CONSERVATIVES OPPOSE GOP BILL
In a defiant challenge to GOP leaders, congressional conservatives announced Wednesday they will oppose upcoming legislation to keep the government open. They said they want it to include specific provisions to stop President Barack Obama’s executive actions that granted a reprieve from deportation for millions. “We should announce we mean what we say, we will use our constitutional authorities to force this president to faithfully execute the laws,” said Sen. Ted Cruz, R-Texas, who joined House conservatives in a press conference on the issue. The growing conservative opposition was a problem for House Speaker John Boehner and other Republican leaders a day after they presented a two-part plan to respond to Obama’s move on immigration and keep the government running past Dec. 11, when a current funding measure expires. The plan involved voting on stand-alone legislation this week to declare Obama’s immigration move “null and void.” Then next week, lawmakers would pass a spending bill that funds most government operations for a year. The approach was intended to give the conservatives a chance to vent their anger while not tying down the funding bill with provisions that would almost certainly be rejected by the Democratic-led Senate.
— Associated Press
Many top Republicans have denounced Obama’s unilateral move, which was designed to spare as many as 5 million people living illegally in the United States from deportation.

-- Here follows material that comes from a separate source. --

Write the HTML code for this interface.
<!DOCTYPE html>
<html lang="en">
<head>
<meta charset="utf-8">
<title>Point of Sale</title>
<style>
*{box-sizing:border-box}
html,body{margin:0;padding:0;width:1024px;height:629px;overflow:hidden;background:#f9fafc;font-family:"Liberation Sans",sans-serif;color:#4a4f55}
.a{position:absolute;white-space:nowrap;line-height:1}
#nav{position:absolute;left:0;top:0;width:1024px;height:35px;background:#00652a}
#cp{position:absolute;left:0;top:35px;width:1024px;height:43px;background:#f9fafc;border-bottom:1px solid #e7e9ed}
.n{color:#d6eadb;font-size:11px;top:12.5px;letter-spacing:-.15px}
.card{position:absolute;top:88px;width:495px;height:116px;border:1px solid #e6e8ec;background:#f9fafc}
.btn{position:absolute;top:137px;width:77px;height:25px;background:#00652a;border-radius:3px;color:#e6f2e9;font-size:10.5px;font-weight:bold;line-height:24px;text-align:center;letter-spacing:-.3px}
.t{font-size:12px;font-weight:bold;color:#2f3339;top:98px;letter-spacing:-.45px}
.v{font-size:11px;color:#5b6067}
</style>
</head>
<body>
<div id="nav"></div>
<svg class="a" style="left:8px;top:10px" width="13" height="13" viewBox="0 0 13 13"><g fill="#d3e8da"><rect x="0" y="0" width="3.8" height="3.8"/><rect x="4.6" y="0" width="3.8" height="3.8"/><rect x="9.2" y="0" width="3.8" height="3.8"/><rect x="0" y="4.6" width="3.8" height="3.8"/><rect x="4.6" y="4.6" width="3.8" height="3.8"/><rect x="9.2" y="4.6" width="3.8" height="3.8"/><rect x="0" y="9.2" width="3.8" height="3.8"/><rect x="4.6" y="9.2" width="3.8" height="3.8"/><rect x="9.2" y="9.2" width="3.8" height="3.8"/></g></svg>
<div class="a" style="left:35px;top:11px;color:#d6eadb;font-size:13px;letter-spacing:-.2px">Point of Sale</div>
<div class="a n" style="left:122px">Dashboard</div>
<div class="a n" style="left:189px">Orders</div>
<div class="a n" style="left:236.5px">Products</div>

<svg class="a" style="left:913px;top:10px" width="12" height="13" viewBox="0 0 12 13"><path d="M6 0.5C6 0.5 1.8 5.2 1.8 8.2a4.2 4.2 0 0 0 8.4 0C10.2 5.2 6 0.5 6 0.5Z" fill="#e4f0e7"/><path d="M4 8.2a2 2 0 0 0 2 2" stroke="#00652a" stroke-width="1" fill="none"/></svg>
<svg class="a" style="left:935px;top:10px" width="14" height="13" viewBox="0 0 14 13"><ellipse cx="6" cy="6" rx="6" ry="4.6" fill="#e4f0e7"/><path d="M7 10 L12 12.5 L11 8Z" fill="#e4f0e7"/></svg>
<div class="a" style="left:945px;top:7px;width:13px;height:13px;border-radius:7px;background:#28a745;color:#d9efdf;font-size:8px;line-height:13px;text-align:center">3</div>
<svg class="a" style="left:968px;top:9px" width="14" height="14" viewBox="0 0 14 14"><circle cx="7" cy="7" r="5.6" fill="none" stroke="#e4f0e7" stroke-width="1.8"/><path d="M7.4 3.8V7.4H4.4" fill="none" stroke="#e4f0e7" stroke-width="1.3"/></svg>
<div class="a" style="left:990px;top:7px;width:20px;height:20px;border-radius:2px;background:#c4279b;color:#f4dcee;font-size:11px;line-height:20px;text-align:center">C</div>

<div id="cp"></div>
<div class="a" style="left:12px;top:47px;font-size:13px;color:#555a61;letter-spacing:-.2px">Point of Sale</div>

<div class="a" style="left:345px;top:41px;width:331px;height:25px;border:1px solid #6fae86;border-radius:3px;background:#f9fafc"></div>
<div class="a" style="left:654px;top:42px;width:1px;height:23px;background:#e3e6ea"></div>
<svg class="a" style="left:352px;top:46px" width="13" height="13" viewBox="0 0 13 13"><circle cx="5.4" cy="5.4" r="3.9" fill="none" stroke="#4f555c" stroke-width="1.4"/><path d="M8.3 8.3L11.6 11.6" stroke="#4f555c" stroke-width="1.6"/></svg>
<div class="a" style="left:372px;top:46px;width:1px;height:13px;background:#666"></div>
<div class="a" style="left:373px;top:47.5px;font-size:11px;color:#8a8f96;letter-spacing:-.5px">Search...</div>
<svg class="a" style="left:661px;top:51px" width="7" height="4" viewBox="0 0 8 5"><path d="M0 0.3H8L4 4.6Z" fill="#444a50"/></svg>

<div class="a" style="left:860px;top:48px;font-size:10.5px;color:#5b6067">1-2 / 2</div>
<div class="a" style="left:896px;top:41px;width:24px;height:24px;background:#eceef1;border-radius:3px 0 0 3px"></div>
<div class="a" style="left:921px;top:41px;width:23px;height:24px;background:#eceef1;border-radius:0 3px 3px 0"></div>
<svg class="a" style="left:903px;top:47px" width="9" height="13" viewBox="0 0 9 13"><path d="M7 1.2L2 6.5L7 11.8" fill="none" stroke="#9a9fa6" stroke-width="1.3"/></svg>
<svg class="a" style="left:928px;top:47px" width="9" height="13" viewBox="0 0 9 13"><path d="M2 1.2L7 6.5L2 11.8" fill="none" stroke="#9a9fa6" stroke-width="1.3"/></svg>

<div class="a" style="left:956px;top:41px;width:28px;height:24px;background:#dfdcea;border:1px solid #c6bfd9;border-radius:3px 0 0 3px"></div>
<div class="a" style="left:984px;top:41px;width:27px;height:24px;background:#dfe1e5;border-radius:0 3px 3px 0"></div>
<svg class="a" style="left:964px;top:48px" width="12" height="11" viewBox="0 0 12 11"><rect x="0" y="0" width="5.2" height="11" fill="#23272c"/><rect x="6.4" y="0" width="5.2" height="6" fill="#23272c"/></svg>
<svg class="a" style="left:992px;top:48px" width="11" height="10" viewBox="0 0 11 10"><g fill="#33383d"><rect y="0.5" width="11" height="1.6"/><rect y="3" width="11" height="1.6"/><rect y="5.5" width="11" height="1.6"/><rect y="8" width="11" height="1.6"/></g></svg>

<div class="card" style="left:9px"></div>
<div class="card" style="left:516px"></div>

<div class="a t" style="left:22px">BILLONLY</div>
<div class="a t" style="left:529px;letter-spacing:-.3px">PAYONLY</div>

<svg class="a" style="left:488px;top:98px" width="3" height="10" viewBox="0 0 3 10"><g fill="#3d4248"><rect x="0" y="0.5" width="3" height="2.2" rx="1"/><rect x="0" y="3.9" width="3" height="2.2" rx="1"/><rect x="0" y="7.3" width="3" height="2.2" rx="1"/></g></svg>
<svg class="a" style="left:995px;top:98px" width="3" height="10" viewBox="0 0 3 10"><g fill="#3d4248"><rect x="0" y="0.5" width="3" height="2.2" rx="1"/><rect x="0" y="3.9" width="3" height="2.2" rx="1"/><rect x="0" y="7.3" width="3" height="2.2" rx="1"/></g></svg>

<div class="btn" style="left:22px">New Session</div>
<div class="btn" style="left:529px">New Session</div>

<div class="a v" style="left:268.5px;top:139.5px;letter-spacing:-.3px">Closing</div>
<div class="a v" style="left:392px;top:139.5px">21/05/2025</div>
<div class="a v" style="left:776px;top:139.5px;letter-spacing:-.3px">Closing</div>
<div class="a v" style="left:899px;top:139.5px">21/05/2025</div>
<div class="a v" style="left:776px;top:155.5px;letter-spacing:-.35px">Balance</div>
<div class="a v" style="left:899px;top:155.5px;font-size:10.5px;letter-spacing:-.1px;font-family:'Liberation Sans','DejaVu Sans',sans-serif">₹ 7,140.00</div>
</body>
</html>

But Texas Gov.-elect Greg Abbott took it a step further, filing a formal legal challenge in federal court in the Southern District of Texas. His state is joined by 16 other mostly conservative states, largely in the south and Midwest, including Alabama, Georgia, Indiana and the Carolinas.

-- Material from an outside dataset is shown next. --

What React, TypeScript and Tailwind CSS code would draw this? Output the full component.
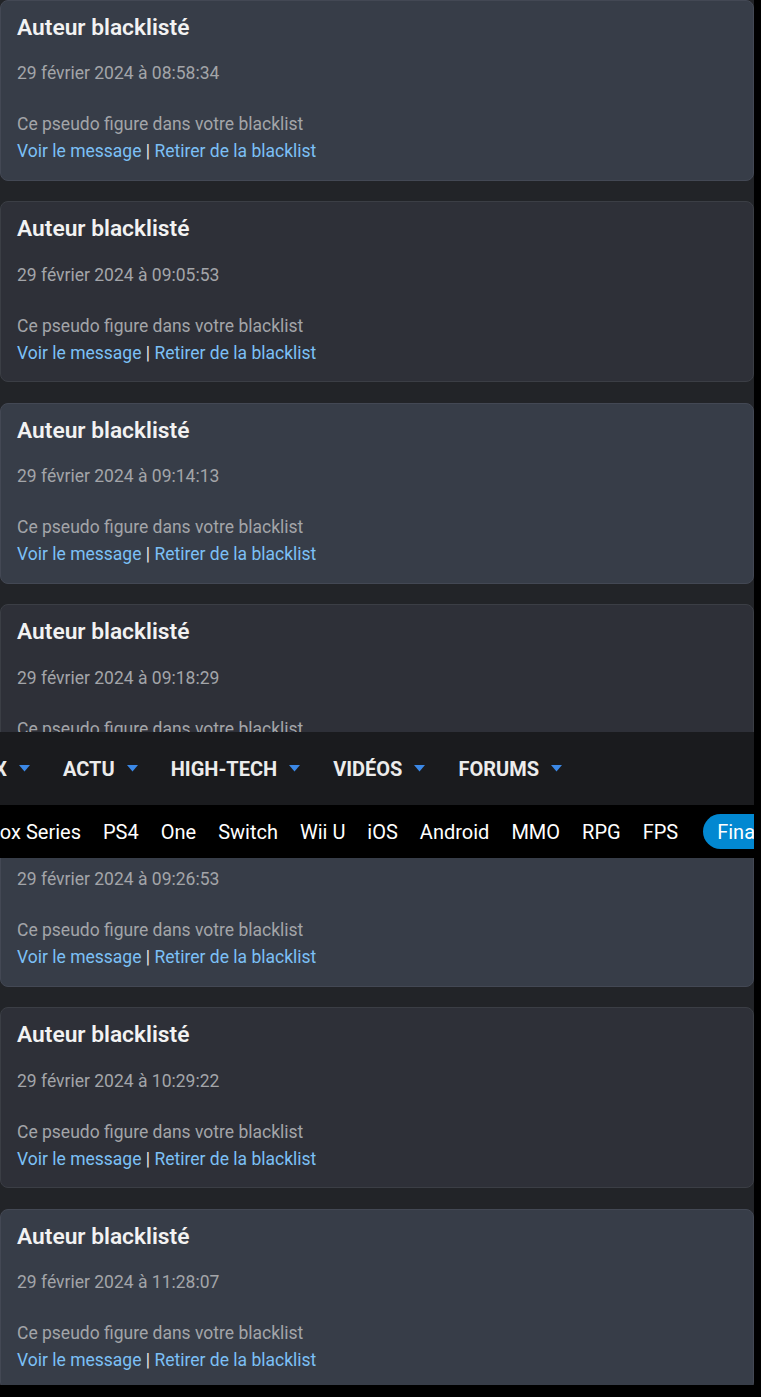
import React from "react";

const dates = [
  "29 février 2024 à 08:58:34",
  "29 février 2024 à 09:05:53",
  "29 février 2024 à 09:14:13",
  "29 février 2024 à 09:18:29",
  "29 février 2024 à 09:26:53",
  "29 février 2024 à 10:29:22",
  "29 février 2024 à 11:28:07",
];

function Card({ date, odd }: { date: string; odd: boolean }) {
  return (
    <div
      className={
        "h-[181px] shrink-0 rounded-[8px] border px-[16px] pt-[13px] " +
        (odd ? "bg-[#373d48] border-[#434854]" : "bg-[#2e3038] border-[#3b3e45]")
      }
    >
      <div className="text-[22.75px] font-semibold leading-[28px] text-[#f2f2f2]">Auteur blacklisté</div>
      <div className="mt-[19.5px] text-[17.5px] leading-[24px] text-[#a3a5a9]">{date}</div>
      <div className="mt-[26px] text-[17.5px] leading-[27px] text-[#a3a5a9]">Ce pseudo figure dans votre blacklist</div>
      <div className="text-[17.5px] leading-[27px] text-[#e6e6e6]">
        <span className="text-[#7cc0f6]">Voir le message</span> | <span className="text-[#7cc0f6]">Retirer de la blacklist</span>
      </div>
    </div>
  );
}

function Tri() {
  return (
    <svg width="11" height="7" viewBox="0 0 11 7" className="ml-[12px] shrink-0">
      <polygon points="0,0 11,0 5.5,6.5" fill="#3b88e6" />
    </svg>
  );
}

export default function App() {
  const menu = ["ACTU", "HIGH-TECH", "VIDÉOS", "FORUMS"];
  const subs = ["PS4", "One", "Switch", "Wii U", "iOS", "Android", "MMO", "RPG", "FPS"];
  return (
    <div className="w-[761px] h-[1397px] bg-black overflow-hidden" style={{ fontFamily: "Roboto, 'Noto Sans', sans-serif" }}>
      <div className="relative w-[754px] h-[1385px] bg-[#222428] overflow-hidden">
        <div className="flex flex-col gap-[20.5px] mt-[-0.5px]">
          {dates.map((d, i) => (
            <Card key={i} date={d} odd={i % 2 === 0} />
          ))}
        </div>
        <div className="absolute left-0 top-[732px] w-[754px]">
          <div className="h-[73px] bg-[#1a1b1e] flex items-center text-[20px] font-bold text-[#ececec] whitespace-nowrap">
            <span className="w-[7px] shrink-0 overflow-hidden flex justify-end">JEUX</span>
            <Tri />
            {menu.map((m) => (
              <React.Fragment key={m}>
                <span className="ml-[33px] shrink-0">{m}</span>
                <Tri />
              </React.Fragment>
            ))}
          </div>
          <div className="h-[53px] bg-black flex items-center text-[20px] text-white whitespace-nowrap overflow-hidden">
            <span className="w-[81px] shrink-0 overflow-hidden flex justify-end">Xbox Series</span>
            {subs.map((s) => (
              <span key={s} className="ml-[22px] shrink-0">{s}</span>
            ))}
            <span className="ml-[25px] shrink-0 h-[35px] rounded-full bg-[#0288d1] px-[14px] flex items-center">Final Fantasy</span>
          </div>
        </div>
      </div>
    </div>
  );
}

The states aren’t seeking monetary damages, but instead want the courts to block Obama’s actions.
The lawsuit could make things awkward come Friday, when Abbott travels to Washington to meet with Obama as part of a group of newly elected governors.
Under Obama’s order, announced Nov. 20, protection from deportation and the right to work will be extended to an estimated 4.1 million parents of U.S. citizens and legal permanent residents who have lived in the U.S. for at least five years and to hundreds of thousands more young people.
The lawsuit raises three objections: that Obama violated the “Take Care Clause” of the U.S. Constitution that Abbott said limits the scope of presidential power; that the federal government didn’t follow proper rulemaking procedures; and that the order will “exacerbate the humanitarian crisis along the southern border, which will affect increased state investment in law enforcement, health care and education.”
Abbott said Obama’s actions “directly violate a fundamental promise to the American people” and that it was up to the president to “execute the law, not de facto make law.”
Republican presidents, including Ronald Reagan, have issued past executive orders pertaining to immigration. Abbott said those were in response to actions by Congress — unlike Obama, who Abbott said acted in lieu of congressional approval.
Overwhelmingly elected governor last month, Abbott has been Texas attorney general since 2002. Wednesday marks the 31st time he has sued the federal government since Obama took office.
Many of those were over environmental regulations or the White House’s signature health care law, however. The only other high-profile lawsuit against Obama’s executive order has come on behalf of Arizona Sheriff Joe Arpaio.
Earlier this week, House Speaker John Boehner told lawmakers the GOP-led House may vote to undo Obama’s executive action, but the move would be mostly symbolic, as Obama would certainly veto such legislation and the Democratic-led Senate wouldn’t go for it, either.
Potential 2016 presidential candidate and current Texas Gov. Rick Perry, who leaves office in January, also spoke out against the executive order earlier Wednesday, saying it could trigger a new flood of people pouring across the Texas-Mexico border and create chaos that could be exploited by drug- and people-smugglers.
Perry said hours before Abbott’s announcement that Obama’s 2012 executive order delaying the deportation of children brought into the U.S. illegally by their parents triggered an unprecedented wave of unaccompanied minors and families, mostly from Central America, crossing into the U.S. this summer.
“In effect, his action placed a neon sign on our border, assuring people that they could ignore the law of the United States,” said Perry, who has deployed up to 1,000 National Guard troops to the border.
Abbott said his state can already predict the future effects of Obama’s executive action based on the 2012 order.
“Texas has been at the epicenter of the results of the president’s executive action,” Abbott said.
In addition to Alabama, Georgia, Indiana and the Carolinas, the federal lawsuit involves Idaho,Kansas, Louisiana, Maine, Mississippi, Montana, Nebraska, North Carolina, South Carolina, South Dakota, Texas, Utah, West Virginia and Wisconsin.
CORRECTION: This story has been updated to correct John Boehner's title.